Early chapters of the manga break the fourth wall, especially in the first volume, where Chika often turns to face the readers when describing her plight. The manga currently publishes on an irregular basis with an inconsistent number of pages per issue.

==== Volume list ====

| No. | Original release date | Original ISBN | English release date | English ISBN |
|---|---|---|---|---|
| 1 | January 27, 2003 | 4-8402-2292-4 | July 11, 2006 | 978-1-59-816494-7 |
| 2 | July 26, 2003 | 4-8402-2445-5 | November 7, 2006 | 978-1-59-816495-4 |
| 3 | March 27, 2004 | 4-8402-2623-7 | March 13, 2007 | 978-1-59-816496-1 |
| 4 | May 28, 2005 | 4-8402-2981-3 | July 10, 2007 | 978-1-59-816497-8 |
| 5 | April 27, 2007 | 978-4-8402-3872-4 | June 8, 2008 | 978-1-42-780469-3 |
| 6 | February 27, 2009 | 978-4-04-867634-2 | – | — |
| 7 | March 27, 2013 | 978-4-04-891453-6 | – | — |
| 8 | November 27, 2017 | 978-4-04-893394-0 | – | — |
| 9 | February 27, 2023 | 978-4-04-914774-2 | – | — |

===Anime===

A 12-episode Strawberry Marshmallow anime series produced by Daume and directed by Takuya Satō aired in Japan between July 14 and October 13, 2005, on the TBS Japanese television network. A 4-minute special was also broadcast prior to the start of the series. The anime series was licensed for English language distribution by Geneon. Three original video animation (OVA) episodes were later released between February 23 and April 25, 2007. A two-episode OVA series titled Ichigo Mashimaro Encore was released between January 23 and March 25, 2009. After going out of print due to the shutdown of Geneon's anime division, the series (including both OVAs) was later re-licensed by Sentai Filmworks.

===Audio CDs===
Five Ichigo Mashimaro drama CDs were released between July 22, 2005, and August 25, 2006, on the Frontier Works record label. They use the same voice actresses as the anime. There have also been four character song singles (one for each girl except Nobue), two soundtrack albums for the original anime, multiple "Toy CDs," and two soundtrack albums for the OVA.

===Visual novel===

Screenshot from the visual novel featuring Matsuri.

The visual novel, under the original title of Ichigo Mashimaro, was developed by ASCII Media Works for the PlayStation 2 based on the series under an all-ages CERO rating.
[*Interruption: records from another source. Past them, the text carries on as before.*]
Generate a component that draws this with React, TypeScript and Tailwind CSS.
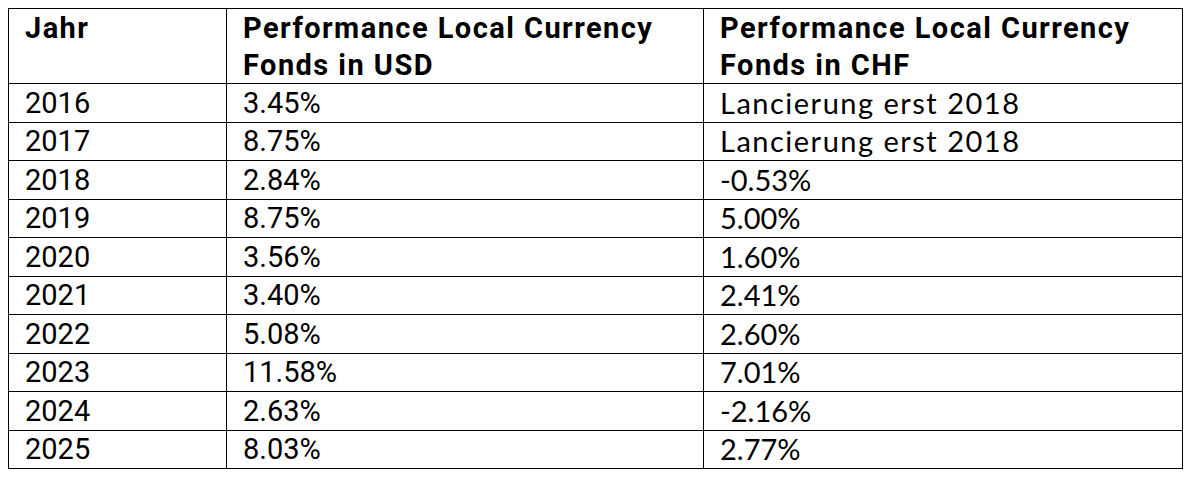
import React from "react";

const rows: [string, string, string][] = [
  ["2016", "3.45%", "Lancierung erst 2018"],
  ["2017", "8.75%", "Lancierung erst 2018"],
  ["2018", "2.84%", "-0.53%"],
  ["2019", "8.75%", "5.00%"],
  ["2020", "3.56%", "1.60%"],
  ["2021", "3.40%", "2.41%"],
  ["2022", "5.08%", "2.60%"],
  ["2023", "11.58%", "7.01%"],
  ["2024", "2.63%", "-2.16%"],
  ["2025", "8.03%", "2.77%"],
];

const din = "font-['Roboto',sans-serif]";
const th = `border border-black pl-4 pt-[1px] text-left align-top font-bold leading-[36.5px] tracking-[1.45px] ${din}`;
const td = "border border-black pl-4 align-middle leading-[30px]";

export default function App() {
  return (
    <div className="min-h-[479px] bg-white pl-2 pt-2">
      <table className="w-[1174px] table-fixed border-collapse text-[29px] text-black">
        <colgroup>
          <col className="w-[218px]" />
          <col className="w-[477px]" />
          <col className="w-[479px]" />
        </colgroup>
        <thead>
          <tr className="h-[74px]">
            <th className={th}>Jahr</th>
            <th className={th}>
              Performance Local Currency
              <br />
              Fonds in USD
            </th>
            <th className={th}>
              Performance Local Currency
              <br />
              Fonds in CHF
            </th>
          </tr>
        </thead>
        <tbody>
          {rows.map(([year, usd, chf]) => (
            <tr key={year} className="h-[38.5px]">
              <td className={`${td} ${din}`}>{year}</td>
              <td className={`${td} ${din}`}>{usd}</td>
              <td className={`${td} font-['Lato',sans-serif] ${chf.startsWith("Lanc") ? "tracking-[1.5px]" : ""}`}>
                {chf}
              </td>
            </tr>
          ))}
        </tbody>
      </table>
    </div>
  );
}
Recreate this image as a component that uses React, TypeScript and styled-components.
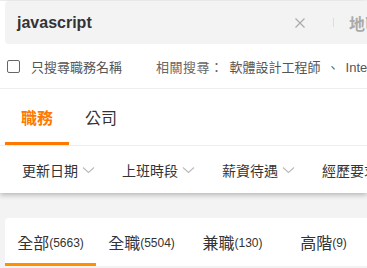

The game was first released on August 11, 2005 and was re-released on March 8, 2007, at a lower price. Players take on the role of a college student, a childhood friend of Nobue who has come to visit. Over the course of a month, he gradually gets to know one of the girls and begins to go on dates with them.

===Differences between media===
There are several, large differences between the manga and anime versions of the series such as the much earlier introduction of Ana in the anime than the manga. In the manga, Ana does not appear until the second volume, while she makes her debut in the second episode of the anime. Events that take place in the manga never appeared in the anime, and chapters that were adapted were mixed together or were altered. For example, episode seven of the anime, "Going to the Sea", mixes elements of volume 1 manga "episodes" (chapters) nine, "Critical Investigation", and ten, "Beach Challenge". While Ana is present in the anime episode, she was not in the manga versions at all.

Character designs were extremely inconsistent in the early stages of the manga, before Barasui knew that Strawberry Marshmallow would become a series, a fact referenced at the end of the first volume. Character designs are even more inconsistent with the visual novel, which uses a mix between the manga and anime's styles along with its own unique changes. For example, Matsuri has blonde hair in the visual novel, while she has white or gray hair in other mediums. Early chapters of the manga also had Miu drawn almost identical to Chika, with their hair length being the only visible difference between them.

In addition, some of the girls' personalities are slightly different in each media: Matsuri is shown to be a little more defensive in the manga than her anime counterpart, which was demonstrated by her slapping or shoving Miu away when the latter got overboard with her pranks, while she never (deliberately) laid a finger on Miu in the anime. There are also subtle differences in Miu and Chika's personalities between the manga and the anime, e.g. Miu is more random and unpredictable in the manga compared to her anime counterpart. Chika is also targeted by Miu more often in the manga as compared to the anime (but not as much as Matsuri is), resulting in more outbursts of anger from her in the manga.

==Reception==
Strawberry Marshmallow has received positive reviews in English. Carlo Santos from Anime News Network has described Strawberry Marshmallow as "a clever little comedy that delivers laughs via its straight-faced approach" and has mentioned that "There is something uniquely appealing about Marshmallows deadpan delivery". Dirk Deppey from The Comics Journal stated that "Barasui sets up his comic situations with little if any extraneous padding and plays out the resulting gags with the skill and grace of a master craftsman". The phrase "cute girls doing cute things", often a subgenre of the slice of life genre, was used to describe the series as early as 2004.

Erica Friedman of Yuricon has called the series "too-cute-to-hate", but criticized the now out-of-print English language publication of the manga for not providing any translations for sound effects, and for not providing explanations for some puns. Jason Thompson, writing about The Last Uniform for the appendix to Manga: The Complete Guide, contrasts the two series and calls Strawberry Marshmallow "purely juvenile gaze-into-the-girls-world stuff".